La nouvelle version de l’application française de « traçage » du virus, rebaptisée Tous anti-Covid

État d’urgence sanitaire prolongé

Face à la résurgence épidémique, le gouvernement a également relancé la nouvelle version de l’application de « traçage » du virus, rebaptisée « Tous anti-Covid ». Elle remplace StopCovid qui avait été téléchargée seulement 2,6 millions de fois depuis début juin.

Son lancement jeudi a été perturbé par « un trop grand afflux de personnes en même temps sur l’application », empêchant son chargement, mais ces problèmes ont été résolus, a affirmé vendredi le secrétaire d’État chargé du Numérique, Cédric O sur France 2.

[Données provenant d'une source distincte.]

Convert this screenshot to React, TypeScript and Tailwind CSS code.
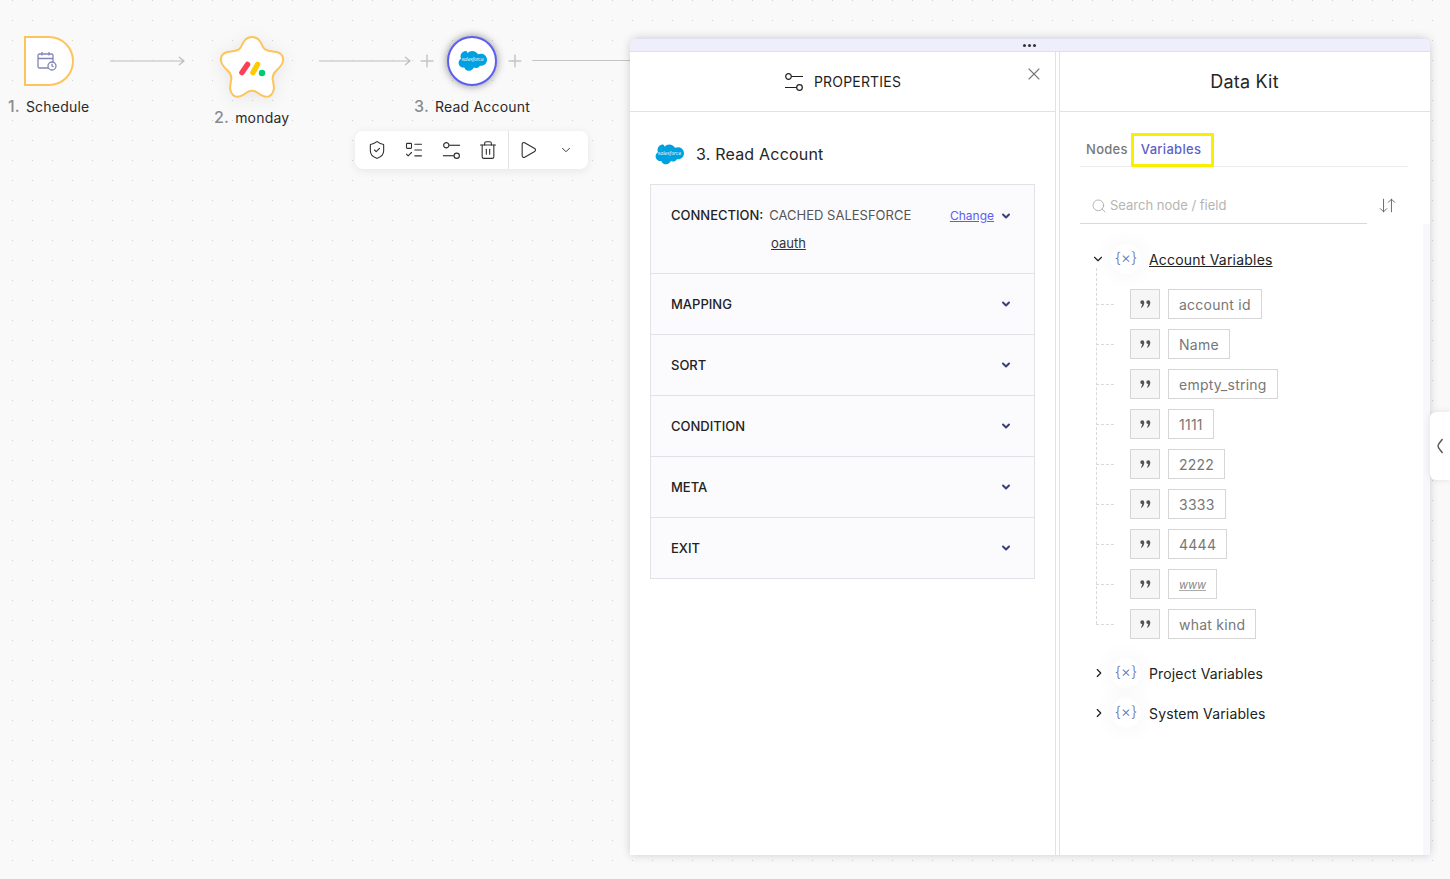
import { ChevronDown, ChevronRight, Search, X, Play, ShieldCheck, ListTodo, Trash2, Plus, ArrowDownUp } from "lucide-react";

const variables = ["account id", "Name", "empty_string", "1111", "2222", "3333", "4444", "www", "what kind"];
const sections = ["MAPPING", "SORT", "CONDITION", "META", "EXIT"];

function SalesforceCloud({ className }: { className?: string }) {
  return (
    <svg viewBox="5 2 39 28" className={className}>
      <path
        fill="#00a1e0"
        d="M18 5.500C19.500 3.600 21.800 2.500 24.300 2.500C27.600 2.500 30.400 4.300 31.900 7C33.200 6.400 34.600 6.100 36 6.100C40.500 6.100 44 9.800 44 14.300C44 18.800 40.500 22.500 36 22.500C35.400 22.500 34.900 22.400 34.400 22.300C33.300 24.200 31.300 25.500 29 25.500C28 25.500 27.100 25.300 26.300 24.900C25.300 27.400 22.800 29.200 20 29.200C17 29.200 14.400 27.300 13.500 24.600C13 24.700 12.600 24.800 12.100 24.800C8.600 24.800 5.800 21.900 5.800 18.400C5.800 16 7.100 14 9 12.900C8.600 12 8.400 11 8.400 10C8.400 5.900 11.700 2.600 15.800 2.600C16.600 2.600 17.400 3.800 18 5.500Z"
      />
      <text x="24.500" y="16.500" textAnchor="middle" fontSize="6" fill="#ffffff" fontFamily="Inter, sans-serif" fontStyle="italic">
        salesforce
      </text>
    </svg>
  );
}

function SlidersIcon({ className }: { className?: string }) {
  return (
    <svg viewBox="0 0 20 20" fill="none" stroke="currentColor" strokeWidth="1.200" className={className}>
      <circle cx="4.500" cy="4.500" r="2.800" />
      <path d="M7.500 4.500H19" />
      <circle cx="15.500" cy="15.500" r="2.800" />
      <path d="M1 15.500H12.500" />
    </svg>
  );
}

function CalendarIcon() {
  return (
    <svg viewBox="0 0 20 20" fill="none" stroke="#8286b4" strokeWidth="1.300" className="mr-[4px] h-[20px] w-[20px]">
      <rect x="1" y="3" width="15" height="14" rx="1.500" />
      <path d="M1 7.500H16M5 1V4.500M12 1V4.500" />
      <circle cx="15" cy="15" r="4" fill="#ffffff" />
      <path d="M15 12.800V15L16.500 16" />
    </svg>
  );
}

function QuoteIcon() {
  const comma = "M0.300 2.200A2 2 0 1 1 4.300 2.200C4.300 4.700 3.200 6.700 1.600 7.800L1 7.200C1.800 6.200 2.200 5.200 2.200 4.100A2 2 0 0 1 0.300 2.200Z";
  return (
    <svg viewBox="0 0 11 8" className="h-[8px] w-[11px]" fill="#555555">
      <path d={comma} />
      <path d={comma} transform="translate(6 0)" />
    </svg>
  );
}

function VarIcon() {
  return (
    <div className="flex h-[30px] w-[30px] shrink-0 items-center justify-center rounded-full bg-white text-[15px] font-light tracking-normal text-[#6b6fa8] shadow-[0_0_24px_rgba(0,0,0,0.05)]">
      <span className="-mt-[1px]">{"{×}"}</span>
    </div>
  );
}

function Arrow({ width }: { width: number }) {
  return (
    <svg width={width} height="10" viewBox={`0 0 ${width} 10`} fill="none" stroke="#bdbdbd" strokeWidth="1.200">
      <path d={`M0 5H${width - 1}M${width - 6} 1L${width - 1} 5L${width - 6} 9`} />
    </svg>
  );
}

function Canvas() {
  return (
    <>
      <div className="absolute left-[24px] top-[36px] flex h-[50px] w-[50px] items-center justify-center rounded-r-[25px] border-2 border-[#fdc45c] bg-white">
        <CalendarIcon />
      </div>
      <div className="absolute left-[8px] top-[94px] flex items-baseline gap-[6px] text-[14px] tracking-[0.2px] text-[#2a2a2a]">
        <span className="text-[16px] font-medium text-[#8b8b8b]">1.</span>
        <span>Schedule</span>
      </div>

      <div className="absolute left-[110px] top-[56px]"><Arrow width={75} /></div>

      <div className="absolute left-[219px] top-[35px] h-[64px] w-[66px]">
        <svg viewBox="0 0 66 64" className="h-full w-full drop-shadow-[0_2px_8px_rgba(0,0,0,0.08)]">
          <path
            fill="#ffffff"
            stroke="#fdc45c"
            strokeWidth="2"
            d="M33 2C40 2 42 8 44 12C46 16 50 16 54 16.500C61 17 65 20 64 26C63.500 30 60 33 57 36C54 39 53 42 54 46C55 51 56 56 52 60C48 64 43 61 39 58C35 55 31 55 27 58C23 61 18 64 14 60C10 56 11 51 12 46C13 42 12 39 9 36C6 33 2.500 30 2 26C1 20 5 17 12 16.500C16 16 20 16 22 12C24 8 26 2 33 2Z"
          />
          <path d="M23 37.500L28.500 29.500" stroke="#fb3f55" strokeWidth="5.500" strokeLinecap="round" />
          <path d="M34 37.500L38.500 29.500" stroke="#ffcb00" strokeWidth="5.500" strokeLinecap="round" />
          <circle cx="43" cy="38" r="3.200" fill="#00ca72" />
        </svg>
      </div>
      <div className="absolute left-[214px] top-[105px] flex items-baseline gap-[6px] text-[14px] tracking-[0.2px] text-[#2a2a2a]">
        <span className="text-[16px] font-medium text-[#8b8b8b]">2.</span>
        <span>monday</span>
      </div>

      <div className="absolute left-[319px] top-[56px]"><Arrow width={92} /></div>
      <Plus className="absolute left-[417px] top-[51px] h-5 w-5 text-[#c4c4c4]" strokeWidth={1.800} />

      <div className="absolute left-[447px] top-[36px] flex h-[50px] w-[50px] items-center justify-center rounded-full border-2 border-[#5b5ff0] bg-white shadow-[0_0_8px_rgba(0,0,0,0.45)]">
        <SalesforceCloud className="h-[22px] w-[29px]" />
      </div>
      <Plus className="absolute left-[505px] top-[51px] h-5 w-5 text-[#c4c4c4]" strokeWidth={1.800} />
      <div className="absolute left-[533px] top-[60px] h-px w-[100px] bg-[#c4c4c4]" />

      <div className="absolute left-[414px] top-[94px] flex items-baseline gap-[6px] text-[14px] tracking-[0.2px] text-[#2a2a2a]">
        <span className="text-[16px] font-medium text-[#8b8b8b]">3.</span>
        <span>Read Account</span>
      </div>

      <div className="absolute left-[355px] top-[131px] flex h-[38px] w-[233px] items-center rounded-lg bg-white text-[#2f2f2f] shadow-[0_2px_10px_rgba(0,0,0,0.08)]">
        <div className="flex h-full w-[154px] items-center justify-between border-r border-[#e2e2e2] pl-[12px] pr-[10px]">
          <ShieldCheck className="h-[20px] w-[20px]" strokeWidth={1.300} />
          <ListTodo className="h-[20px] w-[20px]" strokeWidth={1.300} />
          <SlidersIcon className="h-[19px] w-[19px]" />
          <Trash2 className="h-[20px] w-[20px]" strokeWidth={1.300} />
        </div>
        <div className="flex flex-1 items-center justify-between pl-[9px] pr-[15px]">
          <Play className="h-[20px] w-[20px]" strokeWidth={1.300} />
          <ChevronDown className="h-[14px] w-[14px]" strokeWidth={1.600} />
        </div>
      </div>
    </>
  );
}

function PropertiesPanel() {
  return (
    <div className="flex h-full w-[426px] shrink-0 flex-col border-r border-[#e2e2e2]">
      <div className="relative flex h-[60px] shrink-0 items-center justify-center border-b border-[#e2e2e2]">
        <div className="flex items-center gap-[10px] text-[14px] tracking-[0.2px] text-[#1f1f1f]">
          <SlidersIcon className="h-[20px] w-[20px]" />
          PROPERTIES
        </div>
        <X className="absolute right-[11px] top-[12px] h-[20px] w-[20px] text-[#777777]" strokeWidth={1.300} />
      </div>
      <div className="flex h-[72px] shrink-0 items-center gap-[12px] pl-[25px] pt-[12px] text-[16px] tracking-[0.2px] text-[#262626]">
        <SalesforceCloud className="h-[21px] w-[29px]" />
        3. Read Account
      </div>
      <div className="mx-[20px] w-[385px] border border-[#e2e2e6]">
        <div className="h-[89px] border-b border-[#e2e2e6] bg-[#fbfbfe] pl-[20px] pr-[22px] text-[13px]">
          <div className="flex h-[60px] items-center pt-[2px]">
            <span className="font-medium text-[#222222]">CONNECTION:</span>
            <span className="ml-[6px] text-[#555555]">CACHED SALESFORCE</span>
            <span className="ml-auto text-[12px] text-[#5b5ff0] underline">Change</span>
            <ChevronDown className="ml-[6px] h-[12px] w-[12px] text-[#3a3f78]" strokeWidth={4} />
          </div>
          <div className="-mt-[11px] pl-[100px] text-[#333333] underline">oauth</div>
        </div>
        {sections.map((s, i) => (
          <div key={s} className={`flex items-center justify-between bg-[#fbfbfe] pl-[20px] pr-[22px] pt-[1px] text-[13px] font-medium text-[#222222] ${i < sections.length - 1 ? "h-[61px] border-b border-[#e2e2e6]" : "h-[60px]"}`}>
            {s}
            <ChevronDown className="-mt-[1px] h-[12px] w-[12px] text-[#3a3f78]" strokeWidth={4} />
          </div>
        ))}
      </div>
    </div>
  );
}

function DataKit() {
  return (
    <div className="relative ml-[3px] flex h-full flex-1 flex-col border-l border-[#e2e2e2]">
      <div className="flex h-[60px] shrink-0 items-center justify-center border-b border-[#e2e2e2] pr-[1px] text-[18px] tracking-[0.2px] text-[#262626]">
        Data Kit
      </div>
      <div className="absolute bottom-0 right-0 top-[172px] w-[7px] bg-[#f7f7fc]" />
      <div className="ml-[20px] mt-[21px] flex h-[34px] w-[328px] items-center border-b border-[#ececec] pl-[6px] text-[13px] tracking-[0.3px]">
        <span className="font-medium text-[#777777]">Nodes</span>
        <span className="ml-[3px] flex h-[34px] w-[83px] items-center border-[3px] border-[#f8f000] pl-[7px] font-medium text-[#5e62c8]">Variables</span>
      </div>
      <div className="ml-[20px] mt-[22px] flex items-center">
        <div className="flex h-[35px] w-[287px] items-center gap-[3px] border-b border-[#d9d9d9] pl-[11px] text-[13px] text-[#b5b5b5]">
          <Search className="h-[16px] w-[16px] text-[#a8a8a8]" strokeWidth={1.300} />
          Search node / field
        </div>
        <ArrowDownUp className="-mt-[2px] ml-[11px] h-[19px] w-[19px] text-[#666666]" strokeWidth={1.200} />
      </div>
      <div className="ml-[31px] mt-[20px] flex h-[30px] items-center text-[14px] tracking-[0.2px] text-[#222222]">
        <ChevronDown className="mr-[6px] h-[14px] w-[14px]" strokeWidth={2} />
        <VarIcon />
        <span className="ml-[8px] underline">Account Variables</span>
      </div>
      <div className="relative ml-[36px] mt-[12px] flex flex-col gap-[10px] pt-[3px]">
        <div className="absolute bottom-[15px] left-0 top-[-18px] border-l border-dashed border-[#d9d9d9]" />
        {variables.map((v) => (
          <div key={v} className="flex h-[30px] items-center">
            <div className="w-[18px] border-t border-dashed border-[#d9d9d9]" />
            <div className="ml-[16px] flex h-[30px] w-[30px] items-center justify-center border border-[#d6d6d6] bg-[#f6f6f6]">
              <QuoteIcon />
            </div>
            {v === "www" ? (
              <div className="ml-[8px] flex h-[30px] items-center border border-[#d6d6d6] px-[10px] pt-[3px] text-[11px] italic text-[#8a8a8a] underline decoration-[#aaaaaa]">
                {v}
              </div>
            ) : (
              <div className="ml-[8px] flex h-[30px] items-center border border-[#d6d6d6] px-[10px] text-[14px] tracking-[0.25px] text-[#777777]">
                {v}
              </div>
            )}
          </div>
        ))}
      </div>
      {["Project Variables", "System Variables"].map((s, i) => (
        <div key={s} className={`ml-[32px] flex h-[30px] items-center text-[14px] tracking-[0.15px] text-[#222222] ${i === 0 ? "mt-[19px]" : "mt-[10px]"}`}>
          <ChevronRight className="mr-[5px] h-[14px] w-[14px]" strokeWidth={2} />
          <VarIcon />
          <span className="ml-[8px]">{s}</span>
        </div>
      ))}
    </div>
  );
}

export default function App() {
  return (
    <div className="relative h-[879px] w-full overflow-hidden bg-[#f9f9f9] bg-[radial-gradient(circle_at_12.500px_0.500px,#d0d0d0_0.700px,transparent_1px)] bg-[length:20px_20px] font-['Inter',sans-serif]">
      <Canvas />
      <div className="absolute left-[630px] top-[38px] flex h-[817px] w-[800px] flex-col overflow-hidden rounded-t-lg bg-white shadow-[0_0_10px_rgba(0,0,0,0.18)]">
        <div className="flex h-[14px] shrink-0 items-center justify-center gap-[2px] border-y border-y-[#e0e0ea] bg-[#eeeefc] pr-[2px]">
          <span className="h-[3px] w-[3px] rounded-full bg-[#333333]" />
          <span className="h-[3px] w-[3px] rounded-full bg-[#333333]" />
          <span className="h-[3px] w-[3px] rounded-full bg-[#333333]" />
        </div>
        <div className="flex min-h-0 flex-1">
          <PropertiesPanel />
          <DataKit />
        </div>
      </div>
      <div className="absolute left-[1430px] top-[412px] flex h-[68px] w-[20px] items-center justify-center rounded-l-md bg-white shadow-[0_0_6px_rgba(0,0,0,0.1)]">
        <svg viewBox="0 0 8 16" fill="none" stroke="#555555" strokeWidth="1.400" className="h-[16px] w-[8px]">
          <path d="M6.500 1C4.500 4 2 6 2 8C2 10 4.500 12 6.500 15" />
        </svg>
      </div>
    </div>
  );
}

L’exécutif a par ailleurs adopté en Conseil des ministres un projet de loi pour prolonger l’état d’urgence sanitaire jusqu’au 16 février 2021 inclus.

Nécessitant un vote au Parlement, il sera examiné dès samedi à l’Assemblée nationale.

L’exécutif entend aussi pouvoir appliquer des mesures de restrictions de circulation, de rassemblements ou d’ouvertures des établissements au moins jusqu’au 1er avril 2021, sur tout ou partie du territoire et en fonction de la situation épidémique, selon le texte.